Alastray goes to the provincial capital and, by blackmailing a former lover who is now the Governor's wife, obtains muskets, gunpowder, and a cannon, which he takes back to the village. When the villagers see the weapons, they are encouraged and willing to fight. Alastray first makes a peace overture to Golden Lance, which is successful until the Iago-like Teclo sabotages it and makes a Yaqui attack inevitable.

On the eve of the battle, the villagers ask Alastray to say Mass. He finally tells them he is not a priest, but they nonetheless accept him. Together, they repel the Yaqui attack on the village, but they use up most of their gunpowder and their prospects appear grim. However, a village boy out playing sees the vaqueros and the Yaquis gather in preparation for the next day's attack. During the night, Alastray and a few villagers set charges in a mountainside overlooking the gathering place, to explode rocks down onto the attackers.

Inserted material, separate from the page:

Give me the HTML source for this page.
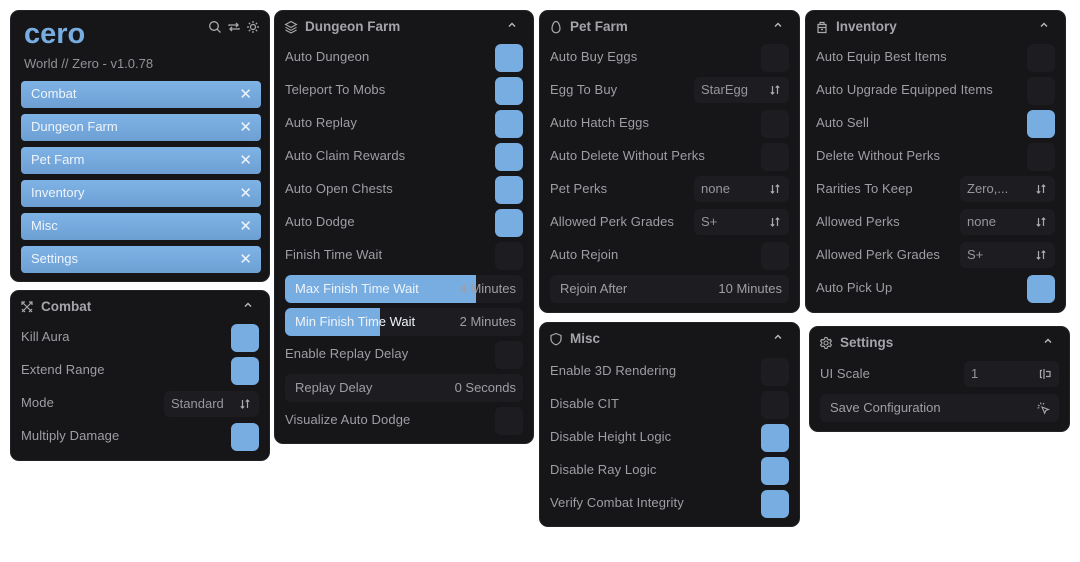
<!DOCTYPE html>
<html><head><meta charset="utf-8"><style>
*{box-sizing:border-box;margin:0;padding:0}
body{width:1080px;height:562px;background:#fff;position:relative;overflow:hidden;font-family:"Liberation Sans",sans-serif;}
.p{position:absolute;background:#161619;border-radius:9px;border:1px solid #232327;}
.h{position:absolute;left:30px;top:8px;font-size:13.5px;font-weight:bold;color:#a4a4aa;}
.hi{position:absolute;left:9px;top:9px;width:14px;height:14px}
.ch{position:absolute;right:16px;top:9px;width:10px;height:10px}
.r{position:absolute;left:10px;font-size:13px;color:#9e9ea4;line-height:16px;letter-spacing:0.1px}
.t{position:absolute;right:10px;width:28px;height:28px;border-radius:6px;background:#1d1d21}
.t.on{background:#78ade2}
.d{position:absolute;right:10px;width:95px;height:26px;border-radius:6px;background:#1d1d21;color:#96969c;font-size:13px;padding:5px 0 0 7px}
.d svg{position:absolute;right:8px;top:7px}
.s{position:absolute;left:10px;right:10px;height:28px;border-radius:6px;background:#1d1d21;color:#9e9ea4;font-size:13px}
.s .f{position:absolute;left:0;top:0;bottom:0;background:#78ade2;border-radius:6px 0 0 6px}
.s .a{position:absolute;left:10px;top:6px;color:#eef3fa}
.s .b{position:absolute;right:7px;top:6px}
.n{position:absolute;left:10px;width:240px;height:27px;border-radius:4px;background:linear-gradient(#7fb3e6,#6d9fd3);color:#eef4fb;font-size:13px;padding:5px 0 0 10px}
.n span{position:absolute;right:9px;top:4px;font-size:15px}
</style></head><body>
<svg width="0" height="0" style="position:absolute"><defs>
<symbol id="chev" viewBox="0 0 10 10"><path d="M2 6.5L5 3.5L8 6.5" stroke="#bbb" stroke-width="1.4" fill="none"/></symbol>
<symbol id="ud" viewBox="0 0 12 12"><path d="M3.5 2v8M1.8 8.3L3.5 10L5.2 8.3M8.5 10V2M6.8 3.7L8.5 2L10.2 3.7" stroke="#aaa" stroke-width="1.2" fill="none"/></symbol>
</defs></svg>

<!-- Main -->
<div class="p" style="left:10px;top:10px;width:260px;height:272px">
<div style="position:absolute;left:13px;top:7px;font-size:29px;font-weight:bold;color:#78ade2">cero</div>
<div style="position:absolute;left:13px;top:45px;font-size:13px;color:#929298">World // Zero - v1.0.78</div>
<svg style="position:absolute;left:197px;top:9px" width="14" height="14" viewBox="0 0 14 14"><circle cx="6" cy="6" r="4.3" stroke="#aaa" stroke-width="1.3" fill="none"/><path d="M9.3 9.3L12.5 12.5" stroke="#aaa" stroke-width="1.3"/></svg>
<svg style="position:absolute;left:216px;top:9px" width="14" height="14" viewBox="0 0 14 14"><path d="M2 6V5h9M9 3l2 2-2 2M12 8v1H3M5 11L3 9l2-2" stroke="#aaa" stroke-width="1.3" fill="none"/></svg>
<svg style="position:absolute;left:235px;top:9px" width="14" height="14" viewBox="0 0 14 14"><circle cx="7" cy="7" r="2.5" stroke="#aaa" stroke-width="1.2" fill="none"/><path d="M7 1v2M7 11v2M1 7h2M11 7h2M2.8 2.8l1.4 1.4M9.8 9.8l1.4 1.4M2.8 11.2l1.4-1.4M9.8 4.2l1.4-1.4" stroke="#aaa" stroke-width="1.2"/></svg>
<div class="n" style="top:70px">Combat<span>✕</span></div>
<div class="n" style="top:103px">Dungeon Farm<span>✕</span></div>
<div class="n" style="top:136px">Pet Farm<span>✕</span></div>
<div class="n" style="top:169px">Inventory<span>✕</span></div>
<div class="n" style="top:202px">Misc<span>✕</span></div>
<div class="n" style="top:235px">Settings<span>✕</span></div>
</div>

<!-- Combat -->
<div class="p" style="left:10px;top:290px;width:260px;height:171px">
<svg class="hi" viewBox="0 0 14 14"><path d="M2 2l10 10M12 2L2 12M2 9l3 3M9 12l3-3M2 5V2h3M12 5V2H9" stroke="#aaa" stroke-width="1.2" fill="none"/></svg>
<div class="h">Combat</div><svg class="ch"><use href="#chev"/></svg>
<div class="r" style="top:38px">Kill Aura</div><div class="t on" style="top:33px"></div>
<div class="r" style="top:71px">Extend Range</div><div class="t on" style="top:66px"></div>
<div class="r" style="top:104px">Mode</div><div class="d" style="top:100px">Standard<svg width="12" height="12"><use href="#ud"/></svg></div>
<div class="r" style="top:137px">Multiply Damage</div><div class="t on" style="top:132px"></div>
</div>

<!-- Dungeon -->
<div class="p" style="left:274px;top:10px;width:260px;height:434px">
<svg class="hi" viewBox="0 0 14 14"><path d="M7 1.5L12.5 4.5L7 7.5L1.5 4.5Z M1.5 7.3L7 10.3L12.5 7.3M1.5 10L7 13L12.5 10" stroke="#aaa" stroke-width="1.1" fill="none"/></svg>
<div class="h">Dungeon Farm</div><svg class="ch"><use href="#chev"/></svg>
<div class="r" style="top:38px">Auto Dungeon</div><div class="t on" style="top:33px"></div>
<div class="r" style="top:71px">Teleport To Mobs</div><div class="t on" style="top:66px"></div>
<div class="r" style="top:104px">Auto Replay</div><div class="t on" style="top:99px"></div>
<div class="r" style="top:137px">Auto Claim Rewards</div><div class="t on" style="top:132px"></div>
<div class="r" style="top:170px">Auto Open Chests</div><div class="t on" style="top:165px"></div>
<div class="r" style="top:203px">Auto Dodge</div><div class="t on" style="top:198px"></div>
<div class="r" style="top:236px">Finish Time Wait</div><div class="t" style="top:231px"></div>
<div class="s" style="top:264px"><div class="f" style="width:191px"></div><div class="a">Max Finish Time Wait</div><div class="b">4 Minutes</div></div>
<div class="s" style="top:297px"><div class="f" style="width:95px"></div><div class="a">Min Finish Time Wait</div><div class="b">2 Minutes</div></div>
<div class="r" style="top:335px">Enable Replay Delay</div><div class="t" style="top:330px"></div>
<div class="s" style="top:363px"><div class="a" style="color:#9e9ea4">Replay Delay</div><div class="b">0 Seconds</div></div>
<div class="r" style="top:401px">Visualize Auto Dodge</div><div class="t" style="top:396px"></div>
</div>

<!-- Pet -->
<div class="p" style="left:539px;top:10px;width:261px;height:303px">
<svg class="hi" viewBox="0 0 14 14"><path d="M7 1.5C4.5 1.5 3 6 3 8.5C3 11 4.8 12.8 7 12.8C9.2 12.8 11 11 11 8.5C11 6 9.5 1.5 7 1.5Z" stroke="#aaa" stroke-width="1.2" fill="none"/></svg>
<div class="h">Pet Farm</div><svg class="ch"><use href="#chev"/></svg>
<div class="r" style="top:38px">Auto Buy Eggs</div><div class="t" style="top:33px"></div>
<div class="r" style="top:71px">Egg To Buy</div><div class="d" style="top:66px">StarEgg<svg width="12" height="12"><use href="#ud"/></svg></div>
<div class="r" style="top:104px">Auto Hatch Eggs</div><div class="t" style="top:99px"></div>
<div class="r" style="top:137px">Auto Delete Without Perks</div><div class="t" style="top:132px"></div>
<div class="r" style="top:170px">Pet Perks</div><div class="d" style="top:165px">none<svg width="12" height="12"><use href="#ud"/></svg></div>
<div class="r" style="top:203px">Allowed Perk Grades</div><div class="d" style="top:198px">S+<svg width="12" height="12"><use href="#ud"/></svg></div>
<div class="r" style="top:236px">Auto Rejoin</div><div class="t" style="top:231px"></div>
<div class="s" style="top:264px"><div class="a" style="color:#9e9ea4">Rejoin After</div><div class="b">10 Minutes</div></div>
</div>

<!-- Misc -->
<div class="p" style="left:539px;top:322px;width:261px;height:205px">
<svg class="hi" viewBox="0 0 14 14"><path d="M7 1.5L12 3.5V7C12 10 9.5 12 7 12.8C4.5 12 2 10 2 7V3.5Z" stroke="#aaa" stroke-width="1.2" fill="none"/></svg>
<div class="h">Misc</div><svg class="ch"><use href="#chev"/></svg>
<div class="r" style="top:40px">Enable 3D Rendering</div><div class="t" style="top:35px"></div>
<div class="r" style="top:73px">Disable CIT</div><div class="t" style="top:68px"></div>
<div class="r" style="top:106px">Disable Height Logic</div><div class="t on" style="top:101px"></div>
<div class="r" style="top:139px">Disable Ray Logic</div><div class="t on" style="top:134px"></div>
<div class="r" style="top:172px">Verify Combat Integrity</div><div class="t on" style="top:167px"></div>
</div>

<!-- Inventory -->
<div class="p" style="left:805px;top:10px;width:261px;height:303px">
<svg class="hi" viewBox="0 0 14 14"><path d="M3 4.5h8v8H3Z M5 4.5V2.5h4v2M3 7.5h8M6 9.5h2" stroke="#aaa" stroke-width="1.2" fill="none"/></svg>
<div class="h">Inventory</div><svg class="ch"><use href="#chev"/></svg>
<div class="r" style="top:38px">Auto Equip Best Items</div><div class="t" style="top:33px"></div>
<div class="r" style="top:71px">Auto Upgrade Equipped Items</div><div class="t" style="top:66px"></div>
<div class="r" style="top:104px">Auto Sell</div><div class="t on" style="top:99px"></div>
<div class="r" style="top:137px">Delete Without Perks</div><div class="t" style="top:132px"></div>
<div class="r" style="top:170px">Rarities To Keep</div><div class="d" style="top:165px">Zero,...<svg width="12" height="12"><use href="#ud"/></svg></div>
<div class="r" style="top:203px">Allowed Perks</div><div class="d" style="top:198px">none<svg width="12" height="12"><use href="#ud"/></svg></div>
<div class="r" style="top:236px">Allowed Perk Grades</div><div class="d" style="top:231px">S+<svg width="12" height="12"><use href="#ud"/></svg></div>
<div class="r" style="top:269px">Auto Pick Up</div><div class="t on" style="top:264px"></div>
</div>

<!-- Settings -->
<div class="p" style="left:809px;top:326px;width:261px;height:106px">
<svg class="hi" viewBox="0 0 14 14"><circle cx="7" cy="7" r="2" stroke="#aaa" stroke-width="1.1" fill="none"/><path d="M6 1.5h2l.4 1.6 1.4.8 1.6-.5 1 1.7-1.2 1.2v1.4l1.2 1.2-1 1.7-1.6-.5-1.4.8L8 12.5H6l-.4-1.6-1.4-.8-1.6.5-1-1.7 1.2-1.2V6.3L1.6 5.1l1-1.7 1.6.5 1.4-.8Z" stroke="#aaa" stroke-width="1.1" fill="none"/></svg>
<div class="h">Settings</div><svg class="ch"><use href="#chev"/></svg>
<div class="r" style="top:39px">UI Scale</div>
<div class="d" style="top:34px;width:95px">1<svg width="14" height="12" viewBox="0 0 14 12" style="right:7px"><path d="M4 2.5H2.5v7H4M6 1v10M8 3.5h4v5H8" stroke="#aaa" stroke-width="1.2" fill="none"/></svg></div>
<div class="s" style="top:67px"><div class="a" style="color:#9e9ea4">Save Configuration</div>
<svg style="position:absolute;right:9px;top:7px" width="14" height="14" viewBox="0 0 14 14"><path d="M6 6l6.5 2.5-2.8 1-1 2.8Z M2 4l1.5 1M4.5 1.5l.5 1.8M1.5 7l1.8-.3M8 2l-1 1.5" stroke="#aaa" stroke-width="1.1" fill="none"/></svg></div>
</div>
</body></html>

In the morning, Teclo rides by and sees the fuse to the charges, but the villagers kill him before he can do anything about it. The Yaquis gather below the rocks, and, including Golden Lance, are killed when the charges are detonated. With the area pacified, both government authorities, the Bishop, and a new parish priest come to the village. A military officer recognizes Alastray during Mass and sends soldiers to arrest him. The villagers outwit the soldiers, who pursue a decoy. Alastray flees on horseback in the opposite direction and tells Kinita, who is leaving with him, that he now believes in the Christian God.

==Analysis==
===Differences between the novel and the film===
The original novel by Faherty had the hero be a former soldier who became a Jesuit cleric, as opposed to the film's depiction of the hero as an army deserter and atheist bandit. The Indians in the novel were Comanche, rather than Yaqui, and the Iago-like Mestizo antagonist played by Charles Bronson does not appear in the book.